Tuesday, July 13, 2010

Parents, Bookstores, and Earning it

My first pea harvest this year--45 pods in total.

Q can tell all of you how I've been drooling over her new Barnes and Noble Nook the last few weeks. I will caveat here that Fuzzy owns a Kindle, an equally awesome product. After weeks of obsessive research, I elected that the Nook would be my product because it's more hackable than the Kindle, despite the fact that Kindle has a heartier brand, a longer and better tested run in the market, and what is generally considered the more user-friendly interface. Nook is has more open file formats and expandable memory, which for me as an individual, were strongly needed features.

I've wanted an e-reader for some time now, but have been holding out due to the price and skepticism over the quality of newly released technology. Generally, I have a 1-year rule for this kind of stuff; new products have problems that need to be worked out. Example: the Xbox 360 red ring of death, the hacked iPad, and the read-aloud feature on the Kindle that got canceled due to copyright infringement. The first round of sales are the last round of tests, and when it comes to shelling out a C-note or more, I like to learn from others' use and abuse stories to know exactly what I'm getting.
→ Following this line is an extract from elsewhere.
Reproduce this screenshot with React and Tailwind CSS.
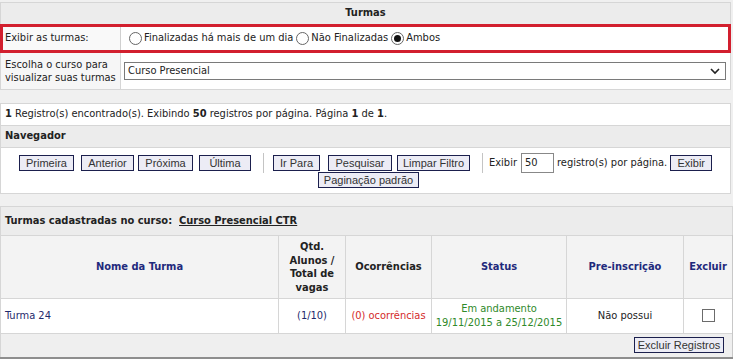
import React from "react";

const Btn = ({ children, className = "" }) => (
  <button
    className={
      "h-[16px] shrink-0 whitespace-nowrap border border-[#1b1f4d] bg-[#ececf5] text-[#333] font-['Liberation_Sans',Arial,sans-serif] text-[11px] leading-none " +
      className
    }
  >
    {children}
  </button>
);

const Radio = ({ checked }) => (
  <span className="grid place-items-center w-[13px] h-[13px] rounded-full border border-[#666] bg-white shrink-0">
    {checked && <span className="w-[7px] h-[7px] rounded-full bg-[#111]" />}
  </span>
);

const Sep = () => <span className="block w-px h-[20px] bg-[#c4c4c4]" />;

export default function App() {
  return (
    <div className="w-[733px] h-[359px] overflow-hidden bg-[#f0f0f0] font-['DejaVu_Sans_Condensed','Liberation_Sans',sans-serif] text-[11px] text-[#222]">
      {/* Form */}
      <div className="mt-[2px] border-t border-[#d6d6d6] mr-[2px]">
        <div className="h-[21px] bg-[#ececec] flex items-center justify-center font-bold text-[#222] border-x border-[#d6d6d6]">
          Turmas
        </div>
        <div className="h-[29px] border-[3px] border-[#d21f2e] flex bg-white">
          <div className="w-[118px] flex items-center pl-[2px] border-r border-[#d0d0d0] bg-[#f9f9f9]">
            Exibir as turmas:
          </div>
          <div className="flex items-center pl-[8px] gap-[2px]">
            <Radio />
            <span className="mr-[1px]">Finalizadas há mais de um dia</span>
            <Radio />
            <span className="mr-[1px]">Não Finalizadas</span>
            <Radio checked />
            <span>Ambos</span>
          </div>
        </div>
        <div className="h-[37px] flex bg-[#f6f6f6] border-x border-b border-[#d6d6d6]">
          <div className="w-[120px] flex items-center pl-[4px] leading-[13px] border-r border-[#d6d6d6]">
            Escolha o curso para visualizar suas turmas
          </div>
          <div className="flex-1 flex items-center pl-[3px] pr-[4px] bg-white">
            <div className="h-[18px] w-full border border-[#7a7a7a] bg-white flex items-center justify-between pl-[3px] pr-[5px]">
              <span>Curso Presencial</span>
              <svg width="10" height="7" viewBox="0 0 10 7">
                <polyline points="1,1 5,5 9,1" fill="none" stroke="#222" strokeWidth="1.6" />
              </svg>
            </div>
          </div>
        </div>
      </div>

      {/* Records / navigator */}
      <div className="mt-[13px] mr-[2px] border border-[#d6d6d6]">
        <div className="h-[21px] bg-white flex items-center pl-[4px]">
          <span>
            <b>1</b> Registro(s) encontrado(s). Exibindo <b>50</b> registros por página. Página <b>1</b> de <b>1</b>.
          </span>
        </div>
        <div className="h-[23px] bg-[#ececec] border-y border-[#d6d6d6] flex items-center pl-[4px] font-bold">
          Navegador
        </div>
        <div className="h-[45px] bg-white pt-[5px]">
          <div className="flex items-center h-[20px] pl-[18px] whitespace-nowrap">
            <Btn className="w-[55px]">Primeira</Btn>
            <Btn className="w-[53px] ml-[7px]">Anterior</Btn>
            <Btn className="w-[55px] ml-[4px]">Próxima</Btn>
            <Btn className="w-[52px] ml-[6px]">Última</Btn>
            <span className="ml-[12px]"><Sep /></span>
            <Btn className="w-[47px] ml-[9px]">Ir Para</Btn>
            <Btn className="w-[64px] ml-[8px]">Pesquisar</Btn>
            <Btn className="w-[73px] ml-[5px]">Limpar Filtro</Btn>
            <span className="ml-[12px]"><Sep /></span>
            <span className="ml-[6px]">Exibir</span>
            <span className="ml-[4px] w-[33px] h-[20px] shrink-0 border border-[#888] bg-white flex items-center pl-[3px]">50</span>
            <span className="ml-[3px]">registro(s) por página.</span>
            <Btn className="w-[42px] ml-[3px]">Exibir</Btn>
          </div>
          <div className="flex justify-center pl-[6px] mt-[-1px]">
            <Btn className="w-[101px]">Paginação padrão</Btn>
          </div>
        </div>
      </div>

      {/* Table */}
      <div className="mt-[12px] border-t border-[#d6d6d6]">
        <div className="h-[28px] bg-[#ececec] border-x border-[#d6d6d6] flex items-center pl-[4px] font-bold">
          Turmas cadastradas no curso:&nbsp;&nbsp;<span className="underline">Curso Presencial CTR</span>
        </div>
        <table className="border-collapse table-fixed w-[733px]">
          <colgroup>
            <col className="w-[278px]" />
            <col className="w-[67px]" />
            <col className="w-[86px]" />
            <col className="w-[135px]" />
            <col className="w-[117px]" />
            <col className="w-[50px]" />
          </colgroup>
          <tbody>
            <tr className="h-[63px] bg-[#f3f3f3] font-bold text-center">
              <td className="border border-[#d6d6d6] text-[#1f2a7c]">Nome da Turma</td>
              <td className="border border-[#d6d6d6] text-[#222] leading-[13.5px]">Qtd.<br />Alunos /<br />Total de<br />vagas</td>
              <td className="border border-[#d6d6d6] text-[#222]">Ocorrências</td>
              <td className="border border-[#d6d6d6] text-[#1f2a7c]">Status</td>
              <td className="border border-[#d6d6d6] text-[#1f2a7c]">Pre-inscrição</td>
              <td className="border border-[#d6d6d6] border-r-[3px] border-r-[#c8c8c8] text-[#1f2a7c]">Excluir</td>
            </tr>
            <tr className="h-[35px] bg-white text-center">
              <td className="border border-[#d6d6d6] text-left pl-[4px] text-[#1f2a6c]">Turma 24</td>
              <td className="border border-[#d6d6d6] text-[#1f2a6c]">(1/10)</td>
              <td className="border border-[#d6d6d6] text-[#d42a2a]">(0) ocorrências</td>
              <td className="border border-[#d6d6d6] text-[#2f8a2a] leading-[14px]">Em andamento<br />19/11/2015 a 25/12/2015</td>
              <td className="border border-[#d6d6d6]">Não possui</td>
              <td className="border border-[#d6d6d6] border-r-[3px] border-r-[#c8c8c8]">
                <span className="inline-block w-[13px] h-[13px] border border-[#6b6b6b] bg-white align-middle" />
              </td>
            </tr>
            <tr className="h-[25px] bg-[#efefef]">
              <td colSpan={6} className="border border-[#d6d6d6] border-r-[3px] border-r-[#c8c8c8] border-b-[3px] border-b-[#8e8e8e] text-right pr-[8px]">
                <Btn className="w-[90px] align-middle">Excluir Registros</Btn>
              </td>
            </tr>
          </tbody>
        </table>
      </div>
    </div>
  );
}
I finally settled that I would wait until my birthday, and use gift cards to offset the cost. Then, yesterday, I got an email at work from a research colleague. She had just gotten back from Spain, where she had presented our research from earlier this year to an international group of experts, and several had responded with great enthusiasm! Our research will be featured as a chapter in a book, and I have been invited to write up an additional report on my research methodologies. I got kudos all day, and from my supervisors especially. My main supervisor told me that having my first big publication at 25 was excellent--he didn't author until he was 42. I spent the whole afternoon thinking about my parents, and how grateful I was that they had fostered my academic and literary interests. When the book comes out, I'm going to get a gigantic magnet and stick it to their fridge.

Later in the day, I'm driving home, and as a planned errand, I stop at Barnes and Noble to check out the Nook in person and quiz the sales reps. Walking up to the door, I'm hit with a huge wave of nostalgia, because this was the bookstore of my youth. I'd spent hours in there while my mom or dad just patiently waited on a couch somewhere, browsing fiction, science, art...This was the store that started it. In some small way, that Barnes and Noble contributed to my love of reading, writing, and research. And on the day that I got confirmation of getting published, in the topic of language and the next generation of technology, I wanted to celebrate by getting something from my old friend, the bookstore, and it seemed only appropriate that it would be something to do with the next generation of literature and technology.

I went home, I got my husband, and we went back and got the Nook (I didn't actually need Mr. B to make the purchase, but I wanted him there for my moment of nostalgia and victory dance). I'm counting it as my early birthday present, and I LOVE it. DoHP, Munchkin, you need e-readers--I've had mine for just over 12 hours and it's already changed my life.